STATED GOAL =>
Where a line contains the word "components", copy that line.
====== DATA BLOCK
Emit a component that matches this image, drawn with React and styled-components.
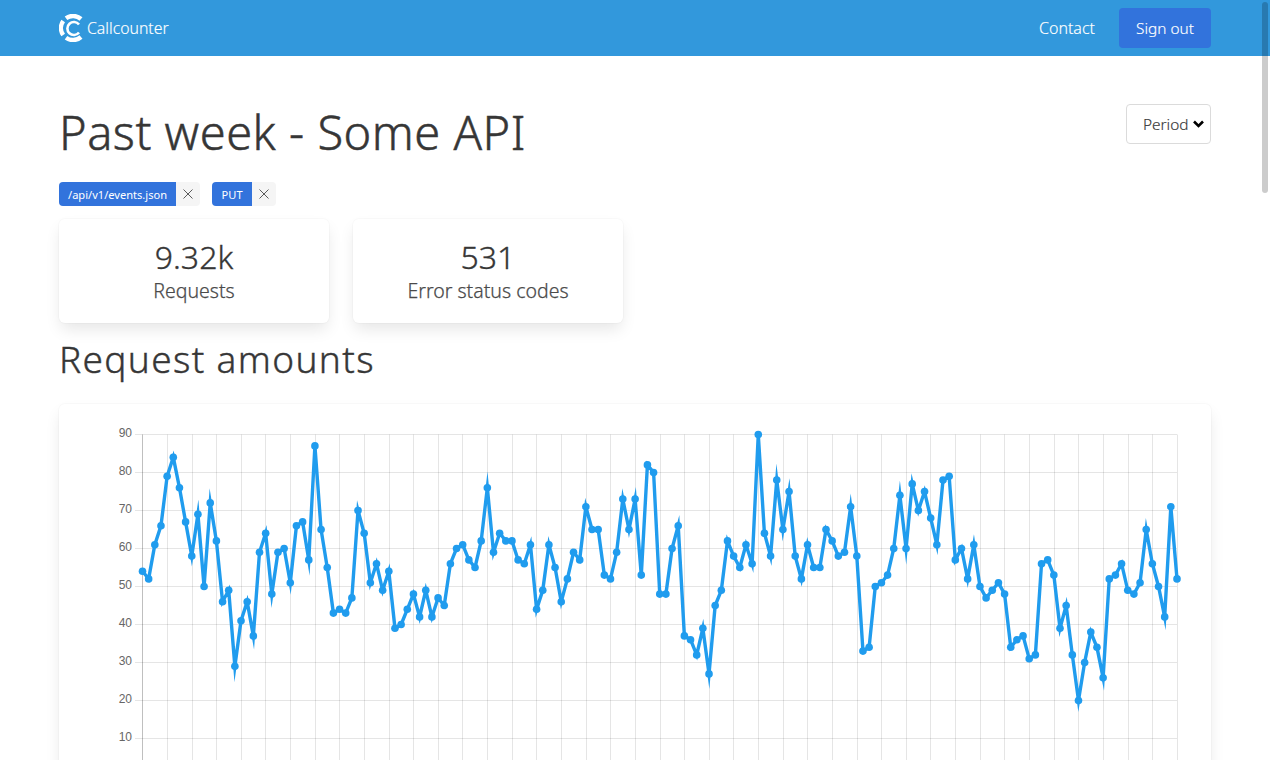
import React from 'react';
import styled, { createGlobalStyle } from 'styled-components';

const FONT = '"Noto Sans", "Open Sans", sans-serif';

const Global = createGlobalStyle`
  html, body { margin: 0; padding: 0; height: 760px; overflow: hidden; background: #fff; }
  body { font-family: ${FONT}; font-size: 16px; font-weight: 300; color: #4a4a4a; }
  * { box-sizing: border-box; }
`;

const Navbar = styled.nav`
  height: 56px;
  background: #3298dc;
`;
const Container = styled.div`
  width: 1152px;
  margin: 0 auto;
`;
const NavInner = styled(Container)`
  height: 100%;
  display: flex;
  align-items: center;
  justify-content: space-between;
`;
const Brand = styled.a`
  display: flex;
  align-items: center;
  gap: 4px;
  color: #fff;
  font-size: 15.8px;
  -webkit-text-stroke: 0.15px #fff;
`;
const NavRight = styled.div`
  display: flex;
  align-items: center;
  gap: 24px;
`;
const NavLink = styled.a`
  color: #fff;
  font-size: 16px;
  -webkit-text-stroke: 0.15px #fff;
`;
const NavButton = styled.a`
  display: flex;
  align-items: center;
  justify-content: center;
  width: 92px;
  height: 40px;
  border-radius: 4px;
  background: #3273dc;
  color: #fff;
  font-size: 15.4px;
  -webkit-text-stroke: 0.15px #fff;
`;
const Main = styled(Container)`
  padding-top: 48px;
`;
const HeadRow = styled.div`
  display: flex;
  justify-content: space-between;
  align-items: flex-start;
  margin-bottom: 24px;
`;
const Title = styled.h1`
  margin: 0;
  font-size: 47px;
  font-weight: 300;
  line-height: 56px;
  height: 54px;
  letter-spacing: 0.5px;
  color: #363636;
  -webkit-text-stroke: 0.5px #363636;
`;
const SelectWrap = styled.div`
  position: relative;
  width: 85px;
  height: 40px;
`;
const PeriodSelect = styled.select`
  appearance: none;
  display: block;
  width: 100%;
  height: 100%;
  padding: 0 0 0 16px;
  border: 1px solid #dbdbdb;
  border-radius: 4px;
  background: #fff;
  color: #363636;
  font-family: ${FONT};
  font-size: 15.4px;
  font-weight: 300;
  -webkit-text-stroke: 0.15px #363636;
`;
const Chevron = styled.svg`
  position: absolute;
  top: 16px;
  right: 7px;
  pointer-events: none;
`;
const TagRow = styled.div`
  display: flex;
  gap: 12px;
  margin-bottom: 13px;
`;
const Tag = styled.div`
  display: flex;
  height: 24px;
  border-radius: 4px;
  overflow: hidden;
  font-size: 11.1px;
  font-weight: 400;
`;
const TagLabel = styled.span`
  display: flex;
  align-items: center;
  justify-content: center;
  min-width: 40px;
  padding: 0 9px;
  background: #3273dc;
  color: #fff;
`;
const TagClose = styled.span`
  display: flex;
  align-items: center;
  justify-content: center;
  width: 24px;
  background: #f5f5f5;
`;
const StatRow = styled.div`
  display: flex;
  gap: 24px;
  margin-bottom: 15px;
`;
const Card = styled.div`
  background: #fff;
  border-radius: 6px;
  box-shadow: 0 8px 16px -2px rgba(10, 10, 10, 0.1), 0 0 0 1px rgba(10, 10, 10, 0.02);
`;
const StatCard = styled(Card)`
  width: 270px;
  height: 104px;
  display: flex;
  flex-direction: column;
  align-items: center;
  padding-top: 19px;
`;
const StatValue = styled.div`
  font-size: 32px;
  line-height: 38px;
  margin-bottom: 1px;
  color: #363636;
  -webkit-text-stroke: 0.35px #363636;
`;
const StatLabel = styled.div`
  font-size: 19.5px;
  line-height: 28px;
  color: #4a4a4a;
  -webkit-text-stroke: 0.25px #4a4a4a;
`;
const Subtitle = styled.h2`
  margin: 0 0 25px;
  font-size: 37px;
  font-weight: 300;
  line-height: 41px;
  letter-spacing: 1.35px;
  color: #363636;
  -webkit-text-stroke: 0.4px #363636;
`;
const ChartCard = styled(Card)`
  height: 600px;
  overflow: hidden;
`;
const ChartSvg = styled.svg`
  display: block;
`;
const AxisLabel = styled.text`
  font-family: "Liberation Sans", Arial, sans-serif;
  font-size: 12px;
  font-weight: 400;
  fill: #666;
`;
const ScrollThumb = styled.div`
  position: fixed;
  top: 2px;
  right: 2px;
  width: 6px;
  height: 191px;
  border-radius: 3px;
  background: rgba(0, 0, 0, 0.2);
`;

const DATA = [54,52,61,66,79,84,76,67,58,69,50,72,62,46,49,29,41,46,37,59,64,48,59,60,51,66,67,57,87,65,55,43,44,43,47,70,64,51,56,49,54,39,40,
44,48,42,49,42,47,45,56,60,61,57,55,62,76,59,64,62,62,57,56,61,44,49,61,55,46,52,59,57,71,65,65,53,52,59,73,65,73,53,82,80,48,48,
60,66,37,36,32,39,27,45,49,62,58,55,61,56,90,64,58,78,65,75,58,52,61,55,55,65,62,58,59,71,58,33,34,50,51,53,60,74,60,77,70,75,
68,61,78,79,57,60,52,61,50,47,49,51,48,34,36,37,31,32,56,57,53,39,45,32,20,30,38,34,26,52,53,56,49,48,51,65,56,50,42,71,52];

// Chart coordinates are local to the card (card origin = page 59,404).
const X0 = 142.5 - 59;
const XSTEP = (1177 - 142.5) / 168;
const Y90 = 434.5 - 404;
const yOf = v => Y90 + (90 - v) * 3.8;
const xOf = i => X0 + i * XSTEP;
const points = DATA.map((v, i) => `${xOf(i).toFixed(2)},${yOf(v).toFixed(2)}`).join(' ');
const vLines = Array.from({ length: 43 }, (_, i) => Math.round(142.3 + i * 24.63) - 59 + 0.5);
const hVals = [90, 80, 70, 60, 50, 40, 30, 20, 10, 0];

function Logo() {
  return (
    <svg width="24" height="28" viewBox="0 0 24 28" fill="none" stroke="#fff">
      <path d="M7 4.2 A12 12 0 0 1 22 5" strokeWidth="4.4" />
      <path d="M4.2 7 A12 12 0 0 0 4.2 21" strokeWidth="4.4" />
      <path d="M7 23.8 A12 12 0 0 0 22 23" strokeWidth="4.4" />
      <path d="M20 10.5 A6.5 6.5 0 1 0 20 18.5" strokeWidth="2.6" />
    </svg>
  );
}

function CloseIcon() {
  return (
    <svg width="10" height="10" viewBox="0 0 10 10" stroke="#4a4a4a" strokeWidth="0.9">
      <path d="M0.5 0.5 L9.5 9.5 M9.5 0.5 L0.5 9.5" />
    </svg>
  );
}

function Chart() {
  return (
    <ChartSvg width="1152" height="400" viewBox="0 0 1152 400">
      {hVals.map(v => (
        <line key={v} x1={76} x2={1118} y1={yOf(v)} y2={yOf(v)} stroke="rgba(0,0,0,0.1)" />
      ))}
      {vLines.map((x, i) => (
        <line key={i} x1={x} x2={x} y1={Y90} y2={400} stroke={i === 0 ? 'rgba(0,0,0,0.25)' : 'rgba(0,0,0,0.1)'} />
      ))}
      {hVals.slice(0, 9).map(v => (
        <AxisLabel key={v} x={73} y={yOf(v) + 2.5} textAnchor="end">{v}</AxisLabel>
      ))}
      <polyline points={points} fill="none" stroke="#209cee" strokeWidth="3.4" strokeLinejoin="miter" strokeMiterlimit="10" />
      {DATA.map((v, i) => (
        <circle key={i} cx={xOf(i)} cy={yOf(v)} r="3.8" fill="#209cee" />
      ))}
    </ChartSvg>
  );
}

export default function App() {
  return (
    <>
      <Global />
      <Navbar>
        <NavInner>
          <Brand><Logo />Callcounter</Brand>
          <NavRight>
            <NavLink>Contact</NavLink>
            <NavButton>Sign out</NavButton>
          </NavRight>
        </NavInner>
      </Navbar>
      <Main>
        <HeadRow>
          <Title>Past week - Some API</Title>
          <SelectWrap>
            <PeriodSelect defaultValue="">
              <option value="">Period</option>
            </PeriodSelect>
            <Chevron width="11" height="8" viewBox="0 0 11 8" fill="none" stroke="#000" strokeWidth="2.6">
              <path d="M1 1.5 L5.5 6 L10 1.5" />
            </Chevron>
          </SelectWrap>
        </HeadRow>
        <TagRow>
          <Tag><TagLabel>/api/v1/events.json</TagLabel><TagClose><CloseIcon /></TagClose></Tag>
          <Tag><TagLabel>PUT</TagLabel><TagClose><CloseIcon /></TagClose></Tag>
        </TagRow>
        <StatRow>
          <StatCard><StatValue>9.32k</StatValue><StatLabel>Requests</StatLabel></StatCard>
          <StatCard><StatValue>531</StatValue><StatLabel>Error status codes</StatLabel></StatCard>
        </StatRow>
        <Subtitle>Request amounts</Subtitle>
        <ChartCard><Chart /></ChartCard>
      </Main>
      <ScrollThumb />
    </>
  );
}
============
ANSWER =>
Emit a component that matches this image, drawn with React and styled-components.
import styled, { createGlobalStyle } from 'styled-components';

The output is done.